The most important problem that must be overcome in model building of high-resolution cryoEM maps is that the voxel size may be imprecise because of microscopic magnification errors that occur during data collection¹⁷. Hence, the voxel size should be corrected before model building to prevent errors in the final model. Furthermore, the noise level and scattering factors of cryoEM maps differ from that of crystallographic maps. Thus, the templates derived from crystallographic maps are not suitable for cryoEM maps, and it is crucial to re-design the algorithms and re-tune the parameters for cryoEM map applications. To this end, we present a dedicated program—EMBuilder—based on the template-matching method for model building specifically designed for high-resolution cryoEM maps.

Methods

Program Workflow

EMBuilder is based on the template-matching method and processes cryoEM maps through two stages: secondary-structure stage and Cα stage (Fig. 1). In the first stage, the positions of secondary structures are searched in the working map (input map) on the basis of the templates, including α-helix and β-stand, generated from previously known cryoEM structures. These potential secondary structure positions and voxel size are then refined using the correlation coefficient (CC) as the refinement target function. Once the voxel size is corrected, the program proceeds to the Cα stage. Another cryoEM map which is used as a reference is adjusted to the same scale as the working map by using a map simulation procedure. The scaled reference map, along with a known atomic model, is used to build Cα and side chain log-likelihood (LLK) target function. Then, candidate Cαs are extended from both ends of the secondary structures to complete the main chain model based on the Cα LLK target function learned from the scaled reference map. As an option, a side chain is assigned if a sequence of the working map is available. These LLK related procedures are similar to that in Buccaneer¹¹. Clipper¹⁸ and CCP4 coordinate libraries¹⁹ are used to handle ccp4/mrc-format maps and PDB files. The individual functionalities are discussed below in details.

Templates from CryoEM Map

We generated a helix template that was 6 residues long and a strand template that was 4 residues long. Each template consisted of a PDB coordinate set, a mean map and a correlation map. These two templates were used for the subsequent secondary structure identification and voxel size refinement.

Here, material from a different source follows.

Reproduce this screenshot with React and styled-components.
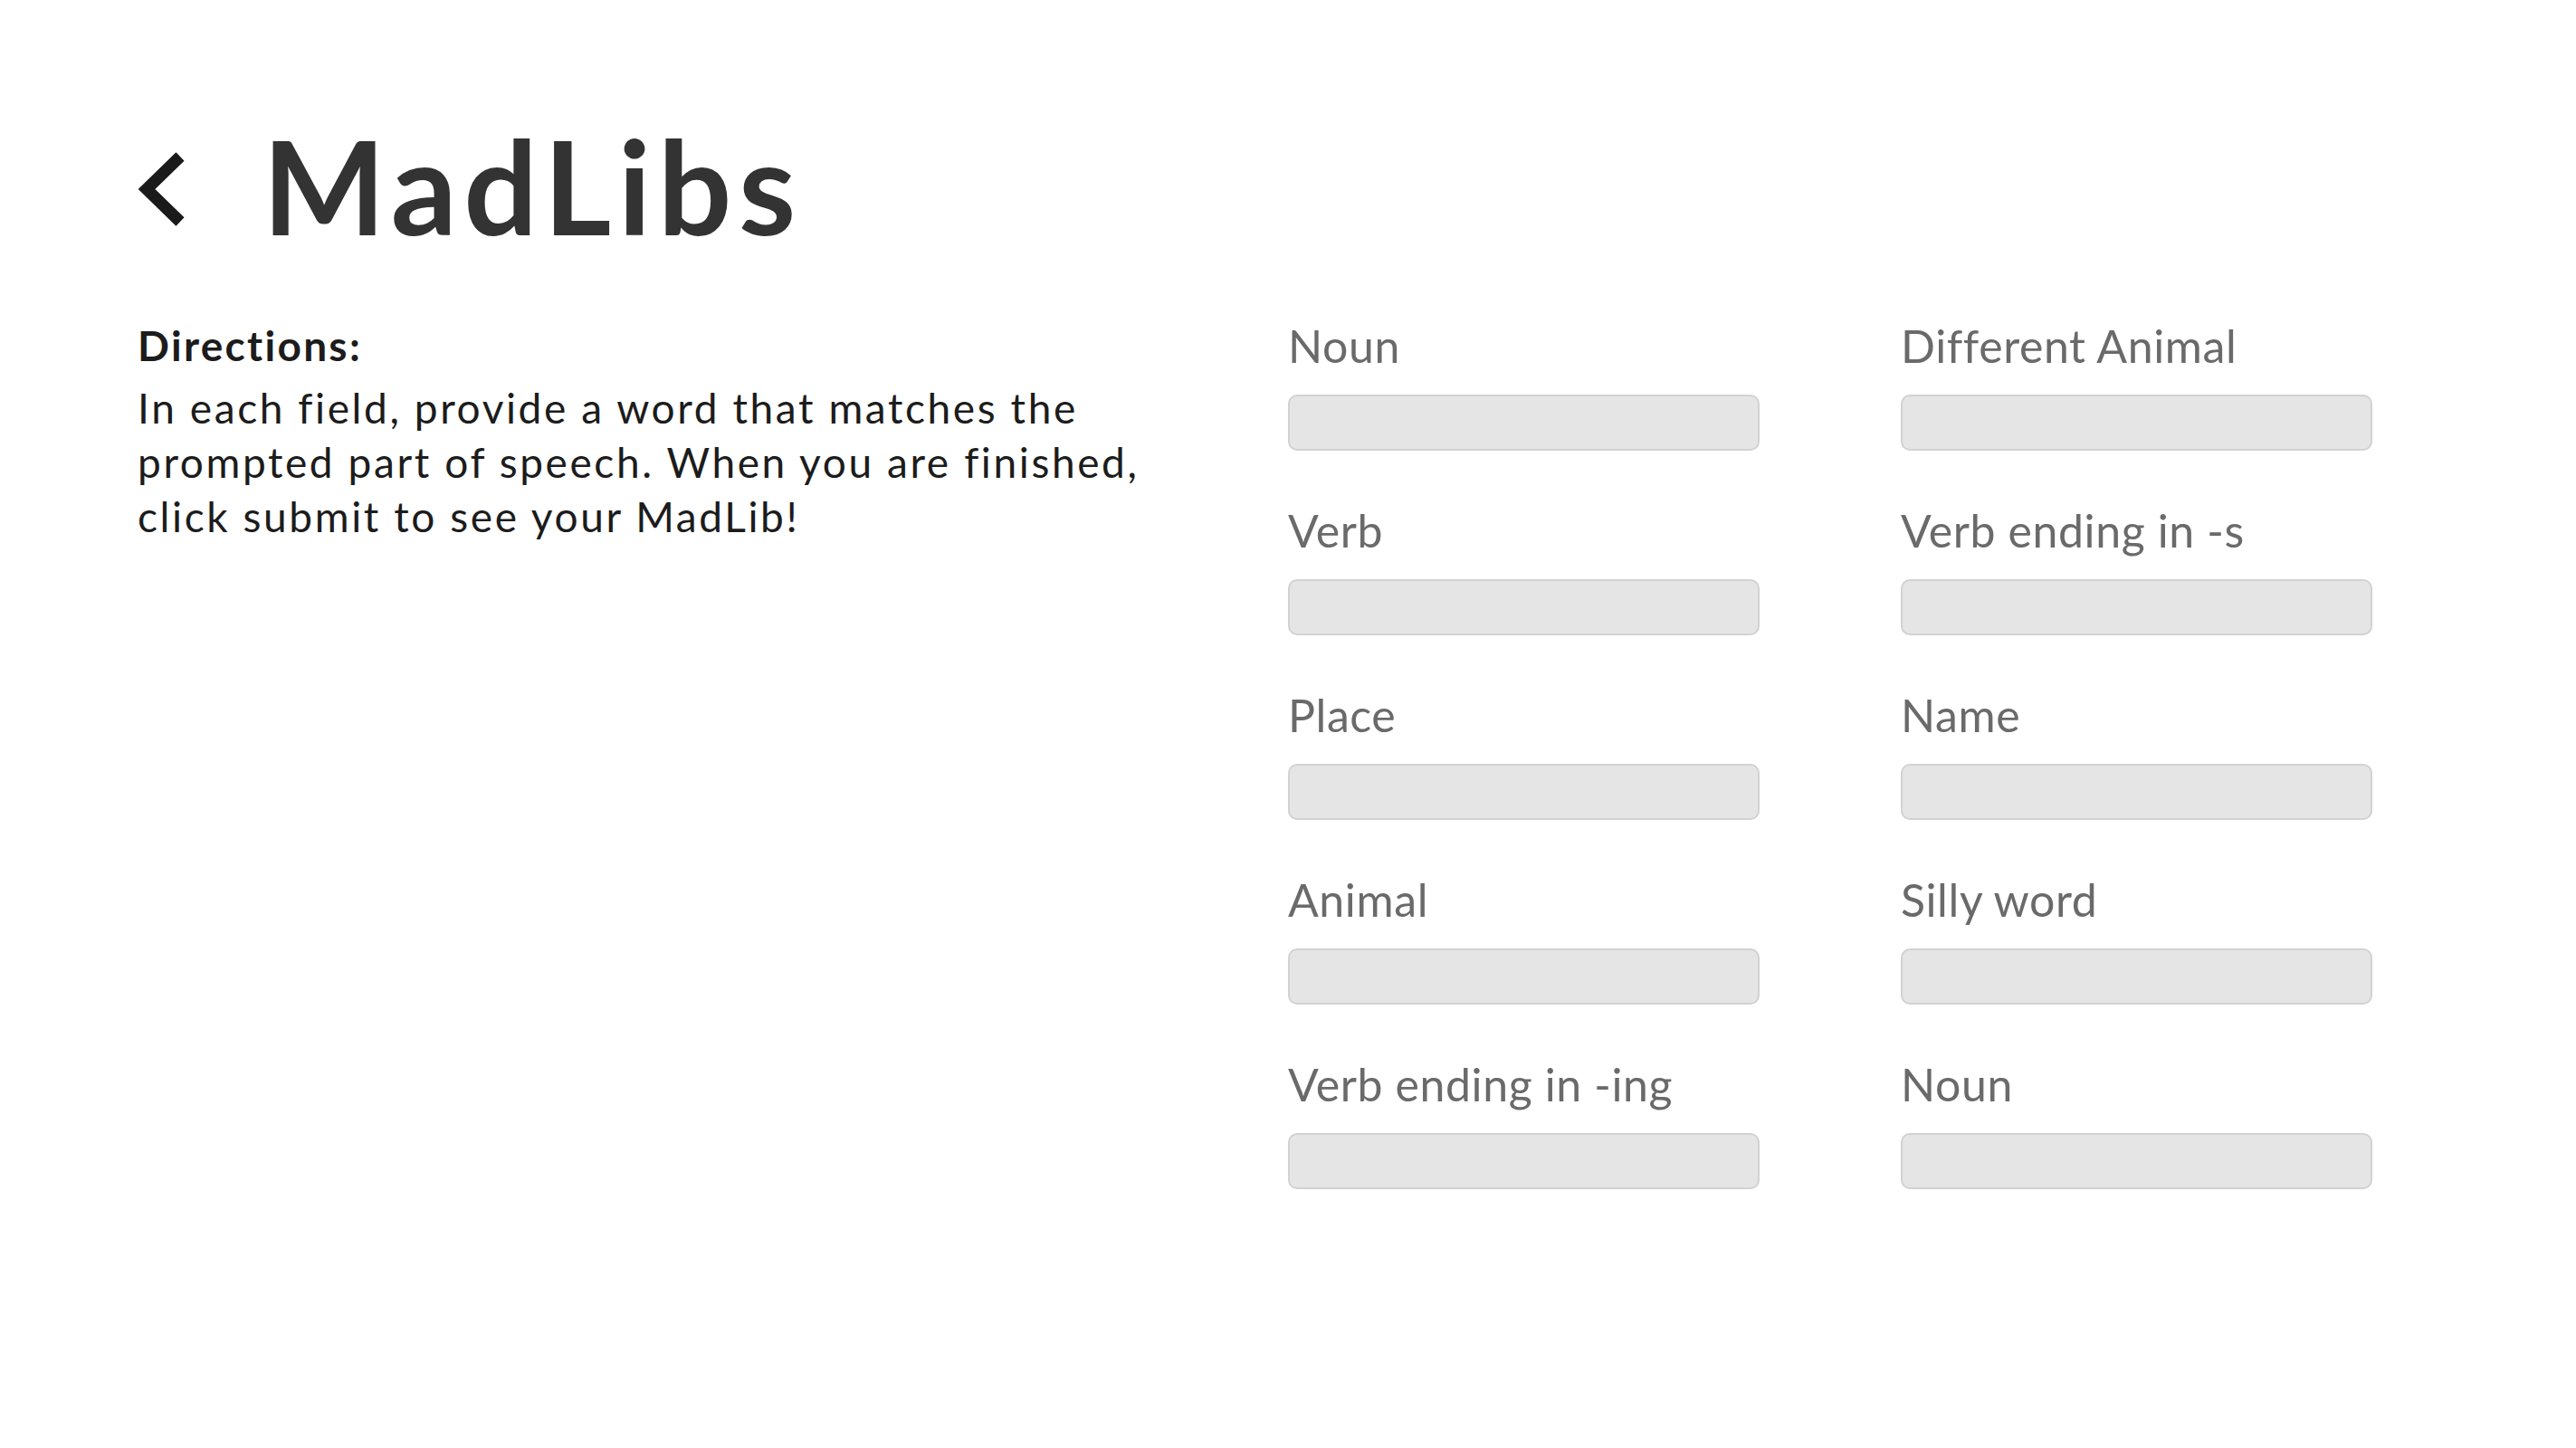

The calculation of the mean map and the correlation map of the template was similar to that used in RESOLVE²⁰. A helix (133–138) in myoglobin (PDB entry 1a6m)^{21, 22} and a strand (105–108) in carboxypeptidase A (PDB entry 1bav)^{21, 23} were chosen as standard helix and strand respectively. The cryoEM map of glutamate dehydrogenase (GDH) (PDB entry 5a1a, EMDB entry 2984)^{21, 24, 25} was low-pass filtered to 2.5 Å, 3.0 Å and 3.5 Å. All helices/strands of GDH were rotated and translated onto the above standard helix/strand, and only helices/strands with root-mean-square deviations (RMSDs) less than 0.5 were selected for further analysis. The cryoEM grid points of each selected helix/strand within 15 Å of the center of mass (COM) of the standard helix/strand were used for third-order interpolation on a standard grid (expressed as S _nk, where n represents the selected helices/strands, and k represents the interpolated grid points in each helix/strand). The mean map S ^mean was calculated by separately averaging grid points from all of the selected helices/strands of GDH:

$${{S}}_{{k}}^{{mean}}=\frac{1}{{n}}\sum _{n}{{S}}_{{nk}}$$

(1)

The correlation map was calculated by averaging the CCs between the above-mentioned mean map and individual cryoEM maps of helices/strands. For each S _nk, the distance between S _nk and the nearest atom in the standard helix/strand models was calculated (expressed as L _nk). All L _nk <15 Å were divided into 30 groups with 0.5 Å intervals, expressed as G _i (where i represents the group number, i∈ {1, 2, …, 29, 30}). For each group G _i, the CCs between all S _nk within the same G _i and ${{S}}_{{k}}^{{mean}}$ were calculated and averaged (expressed as CC _i):

$${C}{{C}}_{{i}}=\frac{1}{{n}}\sum _{n}{{\rm{\rho }}}_{n}({S}_{nk},{S}_{k}^{mean}),k\in {G}_{i},i\in \{1,2,\mathrm{...},29,30\}$$

(2)

The value of each grid point of correlation map ${{S}}_{{k}}^{{corr}}$ was assigned as the CC _i where the group i was the grid point belongs to.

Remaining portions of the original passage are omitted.